Bulgaria’s 2019 local elections: GERB again allies with small parties

Repeating a move made in Bulgaria’s May 2019 European Parliament elections, Prime Minister and GERB party leader Boiko Borissov signed on August 27 an alliance with the extra-parliamentary Union of Democratic Forces for the autumn mayoral and municipal elections.

The signing of the deal with the UDF ahead of the May elections was followed by agreements between GERB and other small parties, and this is likely to be repeated ahead of the October 2019 local elections.

UDF leader Roumen Hristov said that the agreement was “not a central but a national one” and his party would support GERB in all major cities, including Sofia, Plovdiv, Varna, Bourgas and Stara Zagora.

The event was attended by Sofia mayor Yordanka Fandukova, one of GERB’s deputy leaders. Borissov’s party has not yet announced who its candidate for mayor of Bulgaria’s capital city will be.

“The reunion of the Old Right is not only necessary but also very important, because we respond to militant populism with realism and responsibility,” Fandukova said.

“With this association, I think we are clearly showing our candidates our desire to work for the municipalities and that they have a clear political responsibility, and that is in the right-wing spectrum,” she said.

Borissov said that he expected that especially in Sofia, the elections would be “very mean”.

“They will be despicable not for anything else but for the established practice of sticking BSP (Bulgarian Socialisty Party) colleagues to some candidate who they will later talk about, if successful, that theirs is the candidate who won, but if unsuccessful, run away from him like a devil from incense,” Borissov said.

The UDF, which in the late 1990s was the pre-eminent right-wing political force in Bulgaria, is a very pale shadow of its former self.

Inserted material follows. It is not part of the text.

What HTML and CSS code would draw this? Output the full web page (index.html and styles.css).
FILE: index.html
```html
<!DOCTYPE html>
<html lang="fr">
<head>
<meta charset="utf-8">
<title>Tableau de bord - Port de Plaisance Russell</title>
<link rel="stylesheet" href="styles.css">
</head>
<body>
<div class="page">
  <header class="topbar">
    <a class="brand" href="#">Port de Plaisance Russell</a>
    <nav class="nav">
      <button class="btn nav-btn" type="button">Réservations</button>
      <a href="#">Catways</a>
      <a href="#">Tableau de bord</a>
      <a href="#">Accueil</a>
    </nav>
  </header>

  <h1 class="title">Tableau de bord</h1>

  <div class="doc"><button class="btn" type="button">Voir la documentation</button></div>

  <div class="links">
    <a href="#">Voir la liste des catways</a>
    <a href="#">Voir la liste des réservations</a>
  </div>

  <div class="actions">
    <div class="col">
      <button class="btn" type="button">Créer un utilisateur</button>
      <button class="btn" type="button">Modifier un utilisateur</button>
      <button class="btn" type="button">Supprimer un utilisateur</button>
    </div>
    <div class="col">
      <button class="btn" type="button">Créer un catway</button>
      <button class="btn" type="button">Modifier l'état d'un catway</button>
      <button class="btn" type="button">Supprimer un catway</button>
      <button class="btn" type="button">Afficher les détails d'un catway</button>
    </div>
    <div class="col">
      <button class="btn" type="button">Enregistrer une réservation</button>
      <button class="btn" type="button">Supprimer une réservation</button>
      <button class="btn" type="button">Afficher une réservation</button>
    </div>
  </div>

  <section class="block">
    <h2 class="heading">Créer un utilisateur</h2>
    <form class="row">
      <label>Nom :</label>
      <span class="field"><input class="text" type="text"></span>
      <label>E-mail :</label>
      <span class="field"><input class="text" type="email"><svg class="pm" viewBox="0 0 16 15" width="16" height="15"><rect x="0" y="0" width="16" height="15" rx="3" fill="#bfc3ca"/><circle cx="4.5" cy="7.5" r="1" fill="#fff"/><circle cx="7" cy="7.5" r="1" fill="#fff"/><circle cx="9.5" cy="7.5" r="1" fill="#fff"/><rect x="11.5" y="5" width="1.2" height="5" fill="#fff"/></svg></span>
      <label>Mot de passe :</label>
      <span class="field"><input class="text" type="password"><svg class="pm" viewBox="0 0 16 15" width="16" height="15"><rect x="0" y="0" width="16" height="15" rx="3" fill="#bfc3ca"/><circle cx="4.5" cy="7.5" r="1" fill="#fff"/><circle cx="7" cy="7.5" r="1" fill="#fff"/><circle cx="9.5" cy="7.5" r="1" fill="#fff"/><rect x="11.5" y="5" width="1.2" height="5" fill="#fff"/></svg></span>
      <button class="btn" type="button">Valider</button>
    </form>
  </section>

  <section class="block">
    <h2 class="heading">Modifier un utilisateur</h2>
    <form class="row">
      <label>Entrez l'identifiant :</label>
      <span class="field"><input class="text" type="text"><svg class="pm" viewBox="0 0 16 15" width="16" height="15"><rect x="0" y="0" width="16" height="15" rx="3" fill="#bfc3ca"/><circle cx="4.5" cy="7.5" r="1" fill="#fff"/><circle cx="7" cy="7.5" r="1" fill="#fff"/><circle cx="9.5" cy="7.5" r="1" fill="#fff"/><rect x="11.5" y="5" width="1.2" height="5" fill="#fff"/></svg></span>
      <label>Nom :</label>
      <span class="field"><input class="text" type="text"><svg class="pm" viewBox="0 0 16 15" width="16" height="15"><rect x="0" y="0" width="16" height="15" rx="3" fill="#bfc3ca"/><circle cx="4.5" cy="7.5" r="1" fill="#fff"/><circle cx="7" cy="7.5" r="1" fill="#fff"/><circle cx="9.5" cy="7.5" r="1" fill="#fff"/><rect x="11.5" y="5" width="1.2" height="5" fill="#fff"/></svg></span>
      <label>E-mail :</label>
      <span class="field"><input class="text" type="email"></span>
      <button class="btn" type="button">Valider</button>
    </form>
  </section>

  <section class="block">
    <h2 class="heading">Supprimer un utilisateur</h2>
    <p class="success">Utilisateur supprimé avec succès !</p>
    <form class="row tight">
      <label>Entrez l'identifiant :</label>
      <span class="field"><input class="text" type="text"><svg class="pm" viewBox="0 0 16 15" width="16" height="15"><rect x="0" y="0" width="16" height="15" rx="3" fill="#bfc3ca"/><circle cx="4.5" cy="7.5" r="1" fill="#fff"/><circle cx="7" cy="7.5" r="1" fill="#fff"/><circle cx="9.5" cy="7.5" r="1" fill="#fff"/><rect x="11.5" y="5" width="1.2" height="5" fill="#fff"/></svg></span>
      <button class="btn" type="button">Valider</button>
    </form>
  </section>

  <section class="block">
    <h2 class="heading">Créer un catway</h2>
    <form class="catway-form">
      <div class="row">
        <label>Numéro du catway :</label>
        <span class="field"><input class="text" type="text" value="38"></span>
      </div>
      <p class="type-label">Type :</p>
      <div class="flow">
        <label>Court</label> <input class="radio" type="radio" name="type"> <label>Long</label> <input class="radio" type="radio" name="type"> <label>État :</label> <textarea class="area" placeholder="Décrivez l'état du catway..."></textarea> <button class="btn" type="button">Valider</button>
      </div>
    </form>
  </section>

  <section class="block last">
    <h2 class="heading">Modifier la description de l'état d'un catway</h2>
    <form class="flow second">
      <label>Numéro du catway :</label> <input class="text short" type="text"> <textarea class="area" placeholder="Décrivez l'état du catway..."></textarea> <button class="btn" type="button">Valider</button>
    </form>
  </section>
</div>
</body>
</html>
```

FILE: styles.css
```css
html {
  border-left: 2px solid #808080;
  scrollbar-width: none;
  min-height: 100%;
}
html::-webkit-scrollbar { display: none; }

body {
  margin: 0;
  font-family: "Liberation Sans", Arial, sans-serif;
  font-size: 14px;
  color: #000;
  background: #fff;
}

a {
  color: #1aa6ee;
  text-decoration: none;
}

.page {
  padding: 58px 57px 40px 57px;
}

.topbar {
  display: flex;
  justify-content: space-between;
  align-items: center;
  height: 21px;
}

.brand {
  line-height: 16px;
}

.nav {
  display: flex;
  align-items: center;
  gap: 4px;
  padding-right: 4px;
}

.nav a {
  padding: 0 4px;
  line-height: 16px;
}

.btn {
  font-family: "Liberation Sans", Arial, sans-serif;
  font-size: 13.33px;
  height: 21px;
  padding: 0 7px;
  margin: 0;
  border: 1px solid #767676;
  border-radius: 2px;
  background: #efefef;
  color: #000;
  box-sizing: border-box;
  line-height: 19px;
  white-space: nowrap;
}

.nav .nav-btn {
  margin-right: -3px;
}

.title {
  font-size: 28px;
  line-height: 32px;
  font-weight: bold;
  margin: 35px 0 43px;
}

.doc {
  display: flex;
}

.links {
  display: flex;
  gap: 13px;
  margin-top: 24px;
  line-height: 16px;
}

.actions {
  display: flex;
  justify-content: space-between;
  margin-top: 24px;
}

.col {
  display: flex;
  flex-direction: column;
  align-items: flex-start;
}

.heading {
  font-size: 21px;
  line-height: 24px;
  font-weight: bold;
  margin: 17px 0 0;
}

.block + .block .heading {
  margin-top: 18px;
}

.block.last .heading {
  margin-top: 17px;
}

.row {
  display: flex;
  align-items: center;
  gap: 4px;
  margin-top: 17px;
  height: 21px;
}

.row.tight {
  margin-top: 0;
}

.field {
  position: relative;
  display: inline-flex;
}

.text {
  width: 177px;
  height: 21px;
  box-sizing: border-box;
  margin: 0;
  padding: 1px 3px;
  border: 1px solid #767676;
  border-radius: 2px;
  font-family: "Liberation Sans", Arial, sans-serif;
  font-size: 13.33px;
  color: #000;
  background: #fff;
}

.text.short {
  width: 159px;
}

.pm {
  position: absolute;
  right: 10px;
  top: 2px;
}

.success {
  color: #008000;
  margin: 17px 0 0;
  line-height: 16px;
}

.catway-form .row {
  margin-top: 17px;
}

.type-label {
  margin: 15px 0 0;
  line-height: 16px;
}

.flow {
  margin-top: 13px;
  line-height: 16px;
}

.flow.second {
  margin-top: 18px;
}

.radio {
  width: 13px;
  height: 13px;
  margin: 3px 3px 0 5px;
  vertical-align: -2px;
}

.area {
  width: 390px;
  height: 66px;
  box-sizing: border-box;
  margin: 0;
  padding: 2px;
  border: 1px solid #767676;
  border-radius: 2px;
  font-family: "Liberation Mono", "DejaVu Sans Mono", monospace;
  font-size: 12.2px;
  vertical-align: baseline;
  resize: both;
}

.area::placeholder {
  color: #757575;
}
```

Since its defeat in the June 2001 election at the hands of former monarch Simeon Saxe-Coburg’s party, the UDF has undergone a series of attempts at resuscitation, under a succession of eight leaders, counting Hristov.

In recent years, where it has been present on the political landscape at all, it has been as a constituent part of a short-lived grouping, such as the Blue Coalition and later the Reformist Bloc.

The traditional post-communist right-wing electorate in Bulgaria has largely backed GERB since Borissov formed his party.